Will your heart or mind lead you to success in your goals?
It’s commonly accepted that we’re all divided into two groups: those who follow their heart and those who follow their mind. The theory that supports this is The Left Brain, Right Brain Theory which states that an individual is either more left-brain, (logical, analytical and methodical) or more right-brain (emotional, creative and artistic). So it is safe to say that if you are more left-brained, then you are more mind-led, versus if you are more right-brained then you are more heart-led.
Right Brain = Heart = Emotional, creative, artistic
Left Brain = Mind = Logical, analytical, methodical
Why is this important to know though?
If you accept this theory as truth, then you likely know that most individuals tend to have somewhat of a balance of left- and right- brain thinking and processing, though each person tends to favor one over the other. The left brain is said to be best adept for tasks involving language, logic, reasoning, critical thinking, numbers and analyzing. The right side of the brain is best used for expressing emotion, reading emotions, creativity, color, intuition, and imagination.

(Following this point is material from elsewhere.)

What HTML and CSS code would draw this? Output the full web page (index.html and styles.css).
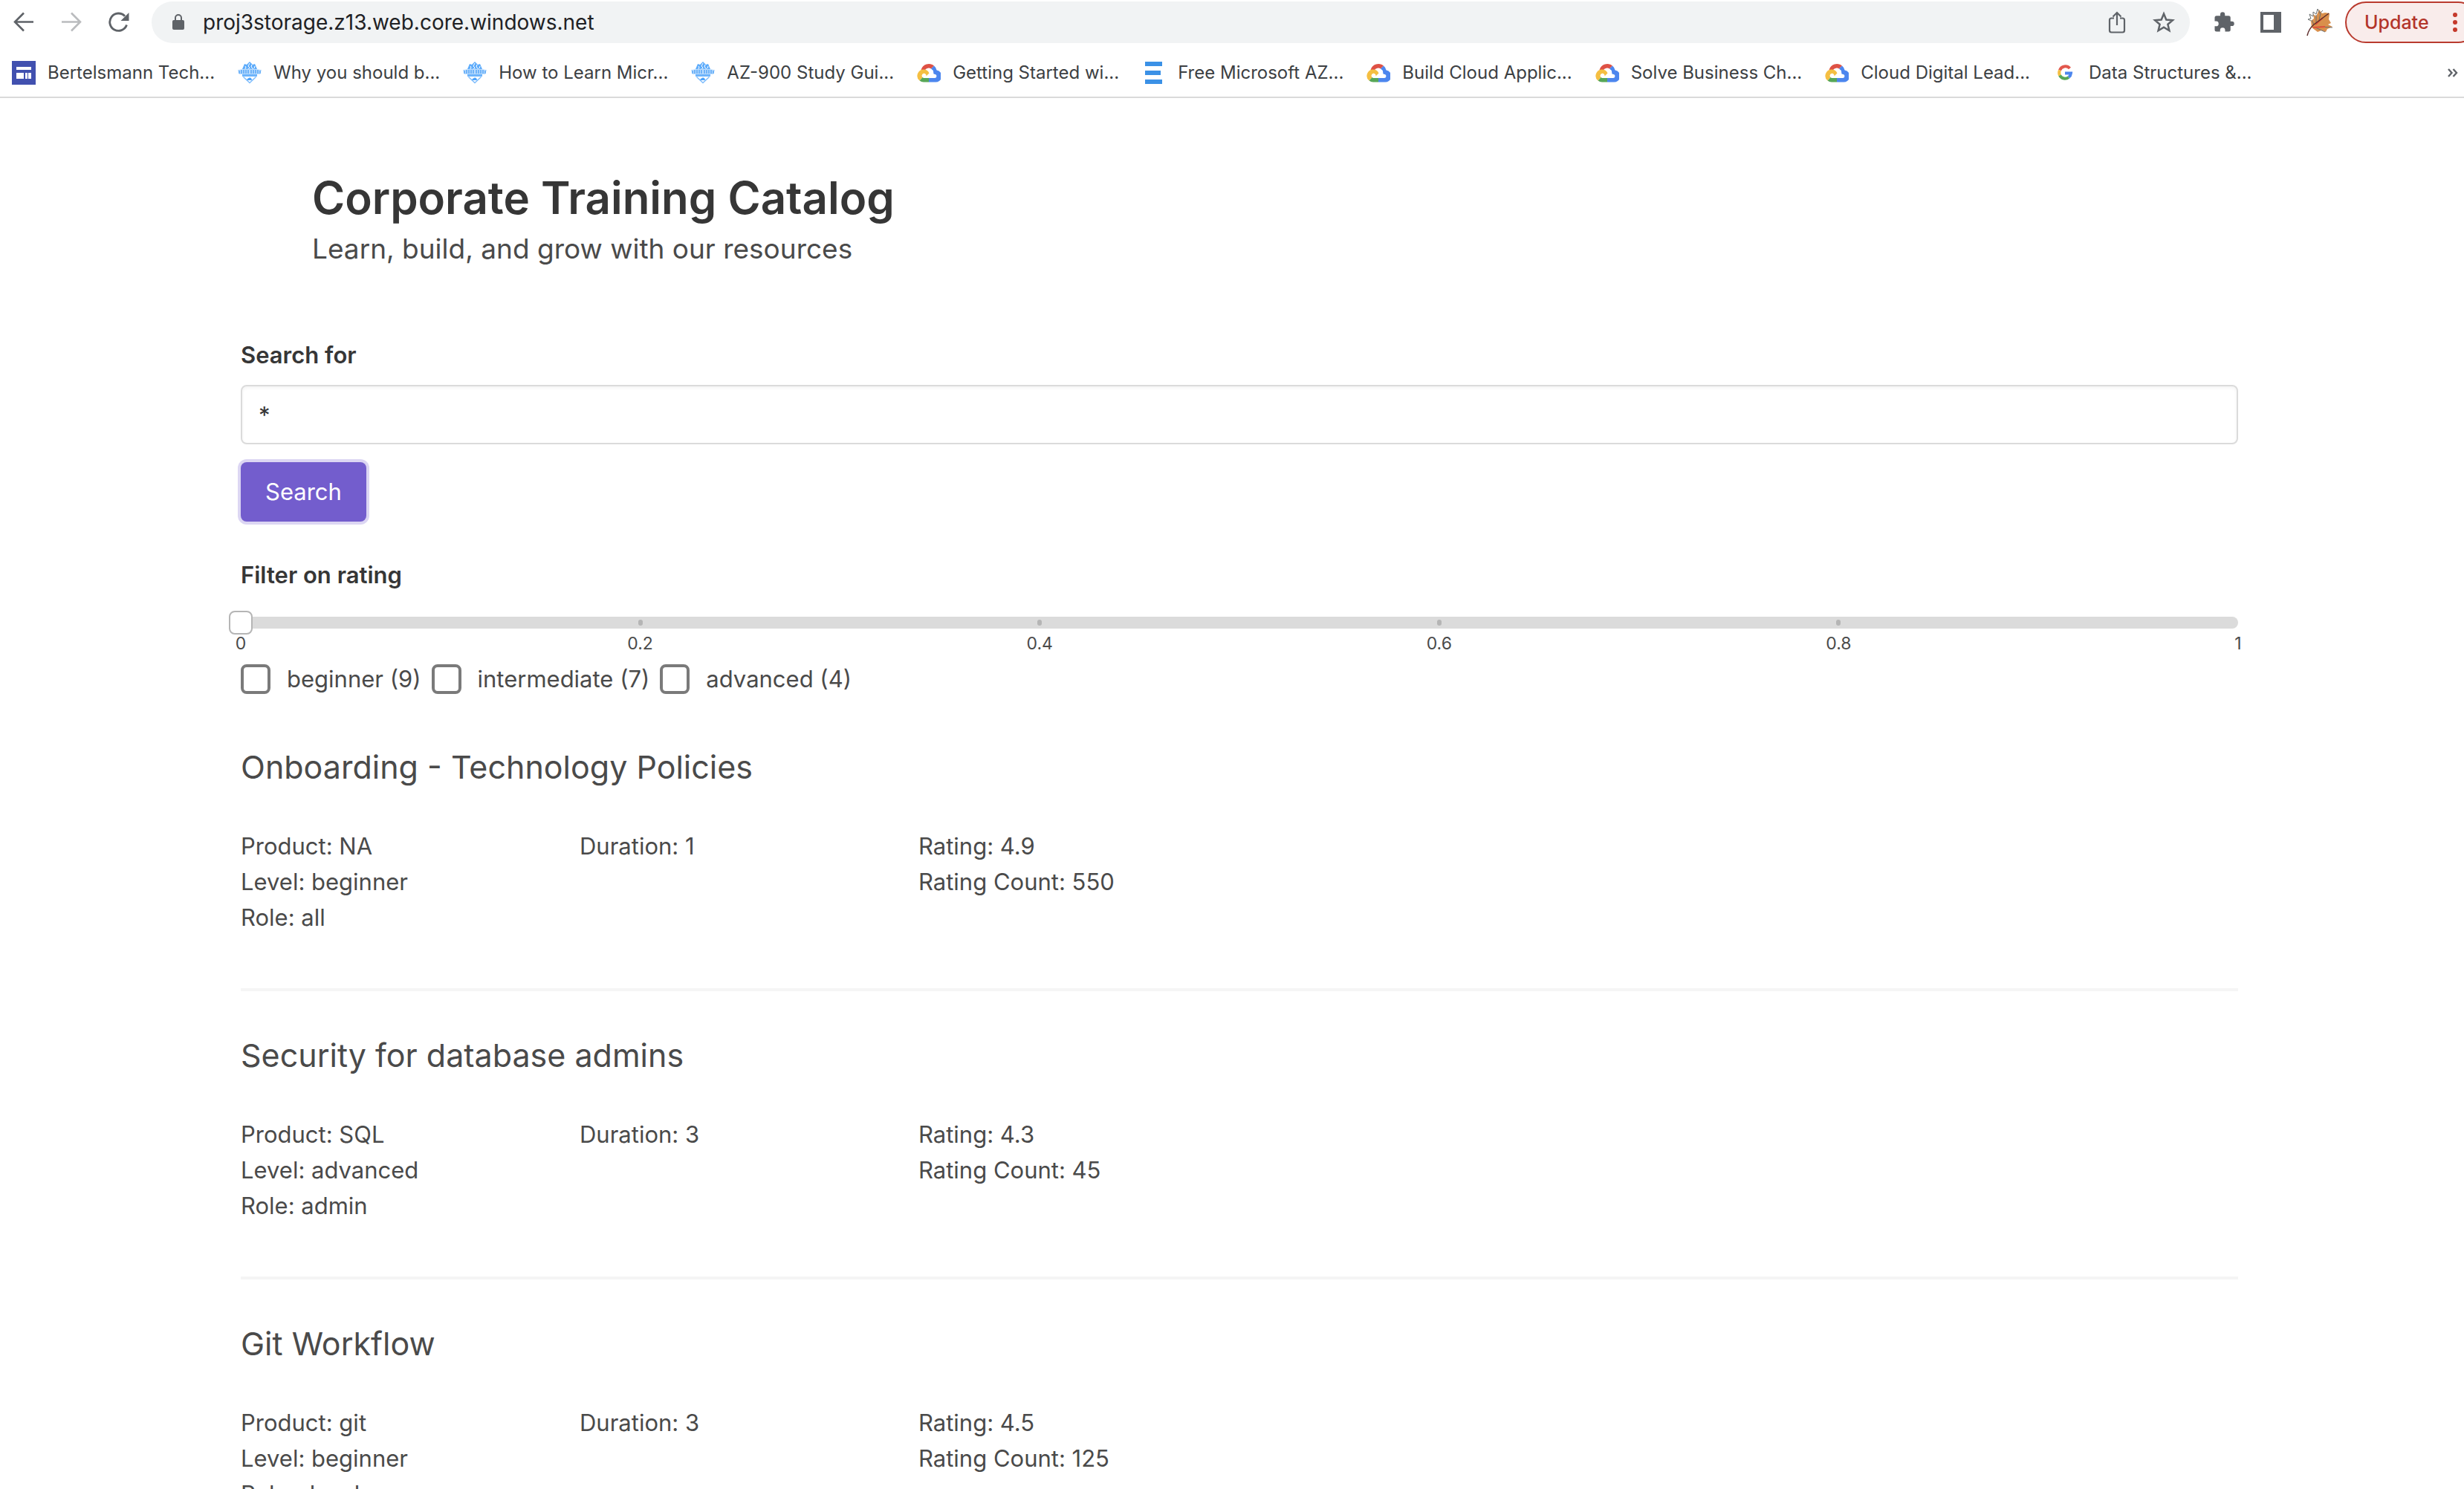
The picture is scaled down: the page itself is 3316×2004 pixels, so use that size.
FILE: index.html
```html
<!DOCTYPE html>
<html lang="en">
<head>
<meta charset="utf-8">
<title>Corporate Training Catalog</title>
<link rel="stylesheet" href="styles.css">
</head>
<body>
<svg class="defs" aria-hidden="true">
  <symbol id="badge" viewBox="0 0 32 32">
    <path d="M16 1l4 4 3-1 3 7H6l3-7 3 1z" fill="#5eacfb"/>
    <path d="M16 3l-2 4 2 2-3 3M19 5l-1 3 3 3M10 7l1 2-2 3M23 7l-1 3" fill="none" stroke="#fff" stroke-width="1"/>
    <path d="M0 12q16-3 32 0l-2 6H2z" fill="#b9dbfd"/>
    <path d="M2 13v4M5 12v5M8 12v5M11 12v5M14 12v5M18 12v5M21 12v5M24 12v5M27 12v5M30 13v4" stroke="#3f98f5" stroke-width="1.200"/>
    <path d="M6 18h20v3H6z" fill="#6db4fb"/>
    <path d="M7.500 21.500L16 29.500l8.500-8" fill="none" stroke="#7fbdfc" stroke-width="1.500"/>
    <path d="M12.500 26a2 2 0 0 1 1.500-2.500 2.600 2.600 0 0 1 4.500.8 1 1 0 0 1 0 1.700z" fill="#4da3fb"/>
  </symbol>
  <symbol id="cloud" viewBox="0 0 32 32">
    <path d="M5.500 12A11 11 0 0 1 23 6.500L19 10.500A6 6 0 0 0 11 12z" fill="#de5145"/>
    <path d="M23 6.500a11 11 0 0 1 3.600 6A8 8 0 0 1 24 28.500h-8V23h8a2.600 2.600 0 0 0 .5-5.100l-2-.5-.3-2A6 6 0 0 0 19 10.500z" fill="#4c86ee"/>
    <path d="M16 23v5.500H9a9 9 0 0 1-5.500-2L7.500 22a3 3 0 0 0 1.500 1z" fill="#57a757"/>
    <path d="M3.500 26.500A8.500 8.500 0 0 1 9 11.500a8.500 8.500 0 0 1 7.500 5l-4 4a3 3 0 1 0-5 1.500z" fill="#f5bf42"/>
  </symbol>
</svg>

<header class="browser">
  <div class="toolbar">
    <nav class="history">
      <button class="icon-button" type="button" aria-label="Back"><svg width="28" height="28" viewBox="0 0 28 28"><path d="M27 13.500H3M14 1.500L2 13.500l12 12" fill="none" stroke="#5f6368" stroke-width="2.600"/></svg></button>
      <button class="icon-button" type="button" aria-label="Forward"><svg width="28" height="28" viewBox="0 0 28 28"><path d="M1 13.500h24M14 1.500l12 12-12 12" fill="none" stroke="#babcbe" stroke-width="2.600"/></svg></button>
      <button class="icon-button" type="button" aria-label="Reload"><svg width="28" height="28" viewBox="0 0 28 28"><path d="M24.500 17.500A11.700 11.700 0 1 1 22 5.700" fill="none" stroke="#5f6368" stroke-width="2.800"/><path d="M27.500 1v11h-11z" fill="#5f6368"/></svg></button>
    </nav>
    <div class="omnibox">
      <svg width="18" height="24" viewBox="0 0 18 24"><rect x="1" y="9" width="16" height="13" rx="2" fill="#5f6368"/><path d="M5 10V6a4 4 0 0 1 8 0v4" fill="none" stroke="#5f6368" stroke-width="2"/></svg>
      <input class="url" type="text" aria-label="Address" value="proj3storage.z13.web.core.windows.net">
      <button class="icon-button" type="button" aria-label="Share"><svg width="28" height="32" viewBox="0 0 28 32"><path d="M10 10.500H6.500a2.500 2.500 0 0 0-2.500 2.500v14a2.500 2.500 0 0 0 2.500 2.500h15a2.500 2.500 0 0 0 2.500-2.500v-14a2.500 2.500 0 0 0-2.500-2.500H18M14 20V4M8.500 8.500L14 3l5.500 5.500" fill="none" stroke="#5f6368" stroke-width="2.200"/></svg></button>
      <button class="icon-button" type="button" aria-label="Bookmark this page"><svg width="30" height="30" viewBox="0 0 30 30"><path d="M15 3.500l3.300 8 8.700.7-6.600 5.600 2 8.400-7.400-4.500-7.400 4.500 2-8.400L3 12.200l8.700-.7z" fill="none" stroke="#5f6368" stroke-width="2.500"/></svg></button>
    </div>
    <div class="actions">
      <button class="icon-button" type="button" aria-label="Extensions"><svg width="30" height="30" viewBox="0 0 24 24"><path d="M20.500 11H19V7a2 2 0 0 0-2-2h-4V3.500a2.500 2.500 0 0 0-5 0V5H4a2 2 0 0 0-2 2v3.800h1.500a2.700 2.700 0 0 1 0 5.400H2V20a2 2 0 0 0 2 2h3.800v-1.500a2.700 2.700 0 0 1 5.400 0V22H17a2 2 0 0 0 2-2v-4h1.500a2.500 2.500 0 0 0 0-5z" fill="#5f6368"/></svg></button>
      <button class="icon-button" type="button" aria-label="Side panel"><svg width="28" height="28" viewBox="0 0 28 28"><path fill-rule="evenodd" d="M0 0h28v28H0zM4 4v20h14V4z" fill="#5f6368"/></svg></button>
      <button class="icon-button" type="button" aria-label="Profile"><svg width="36" height="38" viewBox="0 0 36 38"><path d="M7 26L6 17l4-3-1-6 4 3 4-9 4 5 4-1 6 1-1 8 3 5-4 2 6 3-7 3-2 4-6-2-5 2z" fill="#d98f4b"/><path d="M6 17l-4-2 4-1-2-6 5 3 0-6 4 3 2-7 3 6 4-4M10 22l-3-6M13 19l0-10M17 16l2-9M12 26l13 6M18 25l17 1" fill="none" stroke="#6a6f70" stroke-width="1"/><path d="M9 26l16-1M12 22l10-9" fill="none" stroke="#e0503a" stroke-width="2"/><path d="M1 37q2-9 9-15L30 7" fill="none" stroke="#5e2d2a" stroke-width="1.500"/></svg></button>
      <button class="update" type="button"><span>Update</span><svg width="8" height="28" viewBox="0 0 8 28"><circle cx="4" cy="4" r="3" fill="#c5392b"/><circle cx="4" cy="14" r="3" fill="#c5392b"/><circle cx="4" cy="24" r="3" fill="#c5392b"/></svg></button>
    </div>
  </div>
  <nav class="bookmarks" aria-label="Bookmarks">
    <a href="#"><svg viewBox="0 0 32 32"><path d="M0 0h32v32H0z" fill="#4150af"/><path d="M6 8h20v4H6zM6 16h10v8H6zM18 16h3v8h-3zM22 16h4v8h-4z" fill="#fff"/></svg>Bertelsmann Tech...</a>
    <a href="#"><svg><use href="#badge"/></svg>Why you should b...</a>
    <a href="#"><svg><use href="#badge"/></svg>How to Learn Micr...</a>
    <a href="#"><svg><use href="#badge"/></svg>AZ-900 Study Gui...</a>
    <a href="#"><svg><use href="#cloud"/></svg>Getting Started wi...</a>
    <a href="#"><svg viewBox="0 0 32 32"><path d="M4 1h23v6H4zM4 13h21v6H4zM4 25h23v6H4z" fill="#3b91e6"/></svg>Free Microsoft AZ...</a>
    <a href="#"><svg><use href="#cloud"/></svg>Build Cloud Applic...</a>
    <a href="#"><svg><use href="#cloud"/></svg>Solve Business Ch...</a>
    <a href="#"><svg><use href="#cloud"/></svg>Cloud Digital Lead...</a>
    <a href="#"><svg viewBox="0 0 32 32"><g fill="none" stroke-width="4"><path d="M22.500 10A8 8 0 0 0 9 12.500" stroke="#e2574c"/><path d="M9 12.500a8 8 0 0 0 0 7" stroke="#f5bf42"/><path d="M9 19.500A8 8 0 0 0 21 22" stroke="#57a757"/><path d="M21 22a8 8 0 0 0 3-5.500h-8" stroke="#4c86ee"/></g></svg>Data Structures &amp;...</a>
    <button class="more" type="button" aria-label="More bookmarks"><svg width="14" height="12" viewBox="0 0 14 12"><path d="M1 1l4.500 5L1 11M7.500 1L12 6l-4.500 5" fill="none" stroke="#5f6368" stroke-width="2.400"/></svg></button>
  </nav>
</header>

<main class="page">
  <div class="hero">
    <h1>Corporate Training Catalog</h1>
    <p>Learn, build, and grow with our resources</p>
  </div>

  <form class="search">
    <label for="query">Search for</label>
    <input id="query" type="text" value="*">
    <button type="button">Search</button>
  </form>

  <section class="filters">
    <label for="rating">Filter on rating</label>
    <div class="slider">
      <div class="track"><i></i><i class="dot"></i><i class="dot"></i><i class="dot"></i><i class="dot"></i><i></i></div>
      <input id="rating" type="range" min="0" max="1" step="0.2" value="0">
    </div>
    <div class="scale"><span>0</span><span>0.2</span><span>0.4</span><span>0.6</span><span>0.8</span><span>1</span></div>
    <div class="levels">
      <label><input type="checkbox">beginner (9)</label>
      <label><input type="checkbox">intermediate (7)</label>
      <label><input type="checkbox">advanced (4)</label>
    </div>
  </section>

  <article class="result">
    <h2>Onboarding - Technology Policies</h2>
    <div class="facts">
      <div><p>Product: NA</p><p>Level: beginner</p><p>Role: all</p></div>
      <div><p>Duration: 1</p></div>
      <div><p>Rating: 4.9</p><p>Rating Count: 550</p></div>
    </div>
  </article>
  <article class="result">
    <h2>Security for database admins</h2>
    <div class="facts">
      <div><p>Product: SQL</p><p>Level: advanced</p><p>Role: admin</p></div>
      <div><p>Duration: 3</p></div>
      <div><p>Rating: 4.3</p><p>Rating Count: 45</p></div>
    </div>
  </article>
  <article class="result">
    <h2>Git Workflow</h2>
    <div class="facts">
      <div><p>Product: git</p><p>Level: beginner</p><p>Role: developer</p></div>
      <div><p>Duration: 3</p></div>
      <div><p>Rating: 4.5</p><p>Rating Count: 125</p></div>
    </div>
  </article>
</main>
</body>
</html>
```
FILE: styles.css
```css
* {
  box-sizing: border-box;
}

body {
  margin: 0;
  height: 100vh;
  display: flex;
  flex-direction: column;
  overflow: hidden;
  background: #fff;
  color: #4a4a4a;
  font-family: Inter, "Liberation Sans", sans-serif;
  font-size: 31px;
  line-height: 48px;
}

h1, h2, p {
  margin: 0;
}

button, input {
  font: inherit;
  margin: 0;
}

svg {
  display: block;
  flex: none;
}

.defs {
  position: absolute;
  width: 0;
  height: 0;
}

/* Browser chrome */
.browser {
  flex: none;
  border-bottom: 2px solid #dadada;
  overflow: hidden;
}

.toolbar {
  display: flex;
  align-items: center;
  margin-right: -20px;
  padding: 2px 0;
}

.history {
  display: flex;
  gap: 36px;
  padding: 0 30px 0 18px;
}

.icon-button {
  display: block;
  padding: 0;
  border: 0;
  background: none;
}

.omnibox {
  flex: 1;
  display: flex;
  align-items: center;
  height: 56px;
  padding: 0 20px 0 27px;
  border-radius: 28px;
  background: #f1f3f4;
}

.url {
  flex: 1;
  min-width: 0;
  padding: 0 0 0 24px;
  border: 0;
  background: none;
  color: #202124;
  font-size: 28px;
}

.omnibox .icon-button + .icon-button {
  margin-left: 34px;
}

.actions {
  display: flex;
  align-items: center;
  gap: 34px;
  padding-left: 31px;
}

.update {
  display: flex;
  align-items: center;
  justify-content: space-between;
  width: 180px;
  height: 56px;
  margin-left: -18px;
  padding: 0 26px 0 24px;
  border: 2px solid #b93a2e;
  border-radius: 28px;
  background: #f9eceb;
  color: #b3352a;
  font-size: 25px;
  font-weight: 500;
}

.bookmarks {
  display: flex;
  align-items: center;
  gap: 31px;
  padding: 22px 8px 16px 16px;
}

.bookmarks a {
  display: flex;
  gap: 16px;
  color: #3c4043;
  font-size: 24px;
  line-height: 32px;
  text-decoration: none;
  white-space: nowrap;
}

.bookmarks a svg {
  width: 32px;
  height: 32px;
}

.more {
  margin-left: auto;
  padding: 0;
  border: 0;
  background: none;
}

/* Catalog */
.page {
  flex: 1;
  min-height: 0;
  overflow: hidden;
  padding: 98px 304px 0 324px;
}

.hero {
  padding: 0 96px 94px;
}

h1 {
  color: #363636;
  font-size: 60px;
  font-weight: 600;
  line-height: 72px;
}

.hero p {
  margin-top: 8px;
  font-size: 37px;
  line-height: 50px;
}

.search {
  display: flex;
  flex-direction: column;
  align-items: flex-start;
}

.search > label,
.filters > label {
  display: block;
  color: #363636;
  font-weight: 600;
}

.search label {
  margin-bottom: 16px;
}

.search input {
  width: 100%;
  height: 80px;
  margin-bottom: 24px;
  padding: 0 22px;
  border: 2px solid #dbdbdb;
  border-radius: 8px;
  box-shadow: inset 0 2px 4px rgba(10, 10, 10, 0.05);
  background: #fff;
  color: #363636;
}

.search button {
  height: 80px;
  padding: 0 33px;
  border: 0;
  border-radius: 8px;
  box-shadow: 0 0 0 4px #dcd6f3;
  background: #735dcd;
  color: #fff;
}

.filters {
  padding-top: 48px;
}

.slider {
  display: grid;
  align-items: center;
  margin: 24px -16px 0;
}

.track,
.slider input {
  grid-area: 1 / 1;
}

.track {
  display: flex;
  align-items: center;
  justify-content: space-between;
  height: 16px;
  margin: 0 16px;
  border-radius: 8px;
  background: #dbdbdb;
}

.track i {
  display: flex;
  justify-content: center;
  width: 0;
}

.dot::before {
  content: "";
  flex: none;
  width: 6px;
  height: 8px;
  border-radius: 3px;
  background: #b5b5b5;
}

.slider input {
  width: 100%;
  height: 32px;
  appearance: none;
  background: none;
}

.slider input::-webkit-slider-thumb {
  appearance: none;
  width: 32px;
  height: 32px;
  border: 2px solid #b5b5b5;
  border-radius: 8px;
  background: #fff;
}

.scale {
  display: flex;
  justify-content: space-between;
  font-size: 23px;
  line-height: 24px;
}

.scale span {
  display: flex;
  justify-content: center;
  width: 0;
}

.levels {
  display: flex;
  gap: 14px;
  padding-top: 12px;
}

.levels label {
  display: flex;
  align-items: center;
  gap: 22px;
}

.levels input {
  appearance: none;
  width: 40px;
  height: 40px;
  border: 4px solid #7a7a7a;
  border-radius: 8px;
}

.result {
  padding-top: 59px;
}

.filters + .result {
  padding-top: 67px;
}

.result:not(:last-child) {
  padding-bottom: 71px;
  border-bottom: 4px solid #f5f5f5;
}

h2 {
  font-size: 43px;
  font-weight: 400;
  line-height: 54px;
}

.facts {
  display: grid;
  grid-template-columns: repeat(6, 1fr);
  column-gap: 48px;
  padding-top: 56px;
}
```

Believe it or not, when it comes to successfully meeting your goals, knowing your favored side can help determine your best approach and possibly help you predict the workload or obstacles that you may face. If you have a goal to paint a painting from emotion, this may ebb well for you if you are a right-brain dominant individual. So you can just let your creative juices flow. Whereas if you are more left-brained, this task could present itself as daunting, difficulty or impossible according to this theory.
Let’s take a closer look.
So let’s say that you have a goal to learn a new language. Evidence points out that this is certainly a more left-brained activity. So what if you are more right-brained? Well, there are two well-constructed different approaches you could try.
- Lean into your strengths. Being right-brained dominant, you can try to figure out different ways of learning that appeal more to this aspect of yourself. For example, you may get creative and draw colorful pictures or practice facial expressions related to the words you are learning in a new language. These now right-brained tasks can help you recognize the words a little easier.
- Practice your weakness to grow stronger. You have heard that practice makes perfect, so practicing using your left brain in this scenario could help you develop greater abilities to utilize this portion of the brain. You may try exercises or tasks that can help develop your left brain such as mathematics. As a result, language learning may become a little easier as you grow your left-brain muscle.
The converse would then apply to right brain activity and a left-brain dominant individual. So the question remains, does this concept then reveal to you a different approach that you might like to try for your personal goals?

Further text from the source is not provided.